> Written instruction
Give every line back verbatim, dropping all images.

══════

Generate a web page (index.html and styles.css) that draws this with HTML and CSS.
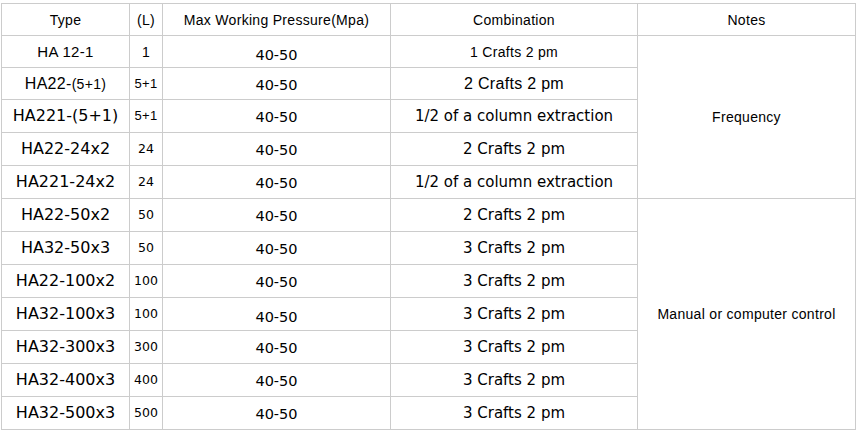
FILE: index.html
```html
<!DOCTYPE html>
<html>
<head>
<meta charset="utf-8">
<link rel="stylesheet" href="styles.css">
</head>
<body>
<table class="spec">
  <colgroup>
    <col class="c-type"><col class="c-l"><col class="c-p"><col class="c-comb"><col class="c-notes">
  </colgroup>
  <tr class="head">
    <td class="ar">Type</td>
    <td class="ar">(L)</td>
    <td class="ar">Max Working Pressure(Mpa)</td>
    <td class="ar">Combination</td>
    <td class="ar">Notes</td>
  </tr>
  <tr class="r32">
    <td class="ar a15">HA 12-1</td>
    <td class="ar">1</td>
    <td class="vd pr low">40-50</td>
    <td class="ar">1 Crafts 2 pm</td>
    <td class="ar" rowspan="5">Frequency</td>
  </tr>
  <tr class="r32">
    <td class="ar"><span class="a16">HA22-</span><span class="a14">(5+1)</span></td>
    <td class="ar a13">5+1</td>
    <td class="vd pr">40-50</td>
    <td class="ar a16">2 Crafts 2 pm</td>
  </tr>
  <tr>
    <td class="vd t">HA221-(5+1)</td>
    <td class="ar a13">5+1</td>
    <td class="vd pr">40-50</td>
    <td class="vd cb">1/2 of a column extraction</td>
  </tr>
  <tr>
    <td class="vd t">HA22-24x2</td>
    <td class="vd l">24</td>
    <td class="vd pr">40-50</td>
    <td class="vd cb">2 Crafts 2 pm</td>
  </tr>
  <tr>
    <td class="vd t">HA221-24x2</td>
    <td class="vd l">24</td>
    <td class="vd pr">40-50</td>
    <td class="vd cb">1/2 of a column extraction</td>
  </tr>
  <tr>
    <td class="vd t">HA22-50x2</td>
    <td class="vd l">50</td>
    <td class="vd pr">40-50</td>
    <td class="vd cb">2 Crafts 2 pm</td>
    <td class="ar" rowspan="7">Manual or computer control</td>
  </tr>
  <tr>
    <td class="vd t">HA32-50x3</td>
    <td class="vd l">50</td>
    <td class="vd pr">40-50</td>
    <td class="vd cb">3 Crafts 2 pm</td>
  </tr>
  <tr>
    <td class="vd t">HA22-100x2</td>
    <td class="vd l">100</td>
    <td class="vd pr">40-50</td>
    <td class="vd cb">3 Crafts 2 pm</td>
  </tr>
  <tr>
    <td class="vd t">HA32-100x3</td>
    <td class="vd l">100</td>
    <td class="vd pr low2">40-50</td>
    <td class="vd cb">3 Crafts 2 pm</td>
  </tr>
  <tr>
    <td class="vd t">HA32-300x3</td>
    <td class="vd l">300</td>
    <td class="vd pr">40-50</td>
    <td class="vd cb">3 Crafts 2 pm</td>
  </tr>
  <tr>
    <td class="vd t">HA32-400x3</td>
    <td class="vd l">400</td>
    <td class="vd pr">40-50</td>
    <td class="vd cb">3 Crafts 2 pm</td>
  </tr>
  <tr>
    <td class="vd t">HA32-500x3</td>
    <td class="vd l">500</td>
    <td class="vd pr">40-50</td>
    <td class="vd cb">3 Crafts 2 pm</td>
  </tr>
</table>
</body>
</html>
```
FILE: styles.css
```css
html, body {
  margin: 0;
  padding: 0;
  background: #fff;
}
body {
  padding: 3px 0 0 1px;
}
.spec {
  border-collapse: collapse;
  table-layout: fixed;
  width: 855px;
  color: #000;
}
.c-type { width: 128px; }
.c-l { width: 33px; }
.c-p { width: 228px; }
.c-comb { width: 247px; }
.c-notes { width: 218px; }

.spec td {
  border: 1px solid #cccccc;
  padding: 0;
  text-align: center;
  vertical-align: middle;
  white-space: nowrap;
  overflow: hidden;
  line-height: 18px;
}
.spec tr { height: 33px; }
.spec tr.head, .spec tr.r32 { height: 32px; }

.ar {
  font-family: "Liberation Sans", Arial, sans-serif;
  font-size: 14px;
  letter-spacing: 0.3px;
}
.a13 { font-size: 13px; }
.a14 { font-size: 14px; }
.a15 { font-size: 15px; }
.a16 { font-size: 16px; }

.vd {
  font-family: "DejaVu Sans", Verdana, sans-serif;
}
.vd.t { font-size: 16px; }
.vd.l { font-size: 12.5px; }
.vd.pr { font-size: 14.5px; padding-top: 2px; }
.vd.pr.low { padding-top: 7px; }
.vd.pr.low2 { padding-top: 5px; }
.vd.cb { font-size: 15px; }
```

══════

> The reply
Generate a web page (index.html and styles.css) that draws this with HTML and CSS.
FILE: index.html
```html
<!DOCTYPE html>
<html>
<head>
<meta charset="utf-8">
<link rel="stylesheet" href="styles.css">
</head>
<body>
<table class="spec">
  <colgroup>
    <col class="c-type"><col class="c-l"><col class="c-p"><col class="c-comb"><col class="c-notes">
  </colgroup>
  <tr class="head">
    <td class="ar">Type</td>
    <td class="ar">(L)</td>
    <td class="ar">Max Working Pressure(Mpa)</td>
    <td class="ar">Combination</td>
    <td class="ar">Notes</td>
  </tr>
  <tr class="r32">
    <td class="ar a15">HA 12-1</td>
    <td class="ar">1</td>
    <td class="vd pr low">40-50</td>
    <td class="ar">1 Crafts 2 pm</td>
    <td class="ar" rowspan="5">Frequency</td>
  </tr>
  <tr class="r32">
    <td class="ar"><span class="a16">HA22-</span><span class="a14">(5+1)</span></td>
    <td class="ar a13">5+1</td>
    <td class="vd pr">40-50</td>
    <td class="ar a16">2 Crafts 2 pm</td>
  </tr>
  <tr>
    <td class="vd t">HA221-(5+1)</td>
    <td class="ar a13">5+1</td>
    <td class="vd pr">40-50</td>
    <td class="vd cb">1/2 of a column extraction</td>
  </tr>
  <tr>
    <td class="vd t">HA22-24x2</td>
    <td class="vd l">24</td>
    <td class="vd pr">40-50</td>
    <td class="vd cb">2 Crafts 2 pm</td>
  </tr>
  <tr>
    <td class="vd t">HA221-24x2</td>
    <td class="vd l">24</td>
    <td class="vd pr">40-50</td>
    <td class="vd cb">1/2 of a column extraction</td>
  </tr>
  <tr>
    <td class="vd t">HA22-50x2</td>
    <td class="vd l">50</td>
    <td class="vd pr">40-50</td>
    <td class="vd cb">2 Crafts 2 pm</td>
    <td class="ar" rowspan="7">Manual or computer control</td>
  </tr>
  <tr>
    <td class="vd t">HA32-50x3</td>
    <td class="vd l">50</td>
    <td class="vd pr">40-50</td>
    <td class="vd cb">3 Crafts 2 pm</td>
  </tr>
  <tr>
    <td class="vd t">HA22-100x2</td>
    <td class="vd l">100</td>
    <td class="vd pr">40-50</td>
    <td class="vd cb">3 Crafts 2 pm</td>
  </tr>
  <tr>
    <td class="vd t">HA32-100x3</td>
    <td class="vd l">100</td>
    <td class="vd pr low2">40-50</td>
    <td class="vd cb">3 Crafts 2 pm</td>
  </tr>
  <tr>
    <td class="vd t">HA32-300x3</td>
    <td class="vd l">300</td>
    <td class="vd pr">40-50</td>
    <td class="vd cb">3 Crafts 2 pm</td>
  </tr>
  <tr>
    <td class="vd t">HA32-400x3</td>
    <td class="vd l">400</td>
    <td class="vd pr">40-50</td>
    <td class="vd cb">3 Crafts 2 pm</td>
  </tr>
  <tr>
    <td class="vd t">HA32-500x3</td>
    <td class="vd l">500</td>
    <td class="vd pr">40-50</td>
    <td class="vd cb">3 Crafts 2 pm</td>
  </tr>
</table>
</body>
</html>
```
FILE: styles.css
```css
html, body {
  margin: 0;
  padding: 0;
  background: #fff;
}
body {
  padding: 3px 0 0 1px;
}
.spec {
  border-collapse: collapse;
  table-layout: fixed;
  width: 855px;
  color: #000;
}
.c-type { width: 128px; }
.c-l { width: 33px; }
.c-p { width: 228px; }
.c-comb { width: 247px; }
.c-notes { width: 218px; }

.spec td {
  border: 1px solid #cccccc;
  padding: 0;
  text-align: center;
  vertical-align: middle;
  white-space: nowrap;
  overflow: hidden;
  line-height: 18px;
}
.spec tr { height: 33px; }
.spec tr.head, .spec tr.r32 { height: 32px; }

.ar {
  font-family: "Liberation Sans", Arial, sans-serif;
  font-size: 14px;
  letter-spacing: 0.3px;
}
.a13 { font-size: 13px; }
.a14 { font-size: 14px; }
.a15 { font-size: 15px; }
.a16 { font-size: 16px; }

.vd {
  font-family: "DejaVu Sans", Verdana, sans-serif;
}
.vd.t { font-size: 16px; }
.vd.l { font-size: 12.5px; }
.vd.pr { font-size: 14.5px; padding-top: 2px; }
.vd.pr.low { padding-top: 7px; }
.vd.pr.low2 { padding-top: 5px; }
.vd.cb { font-size: 15px; }
```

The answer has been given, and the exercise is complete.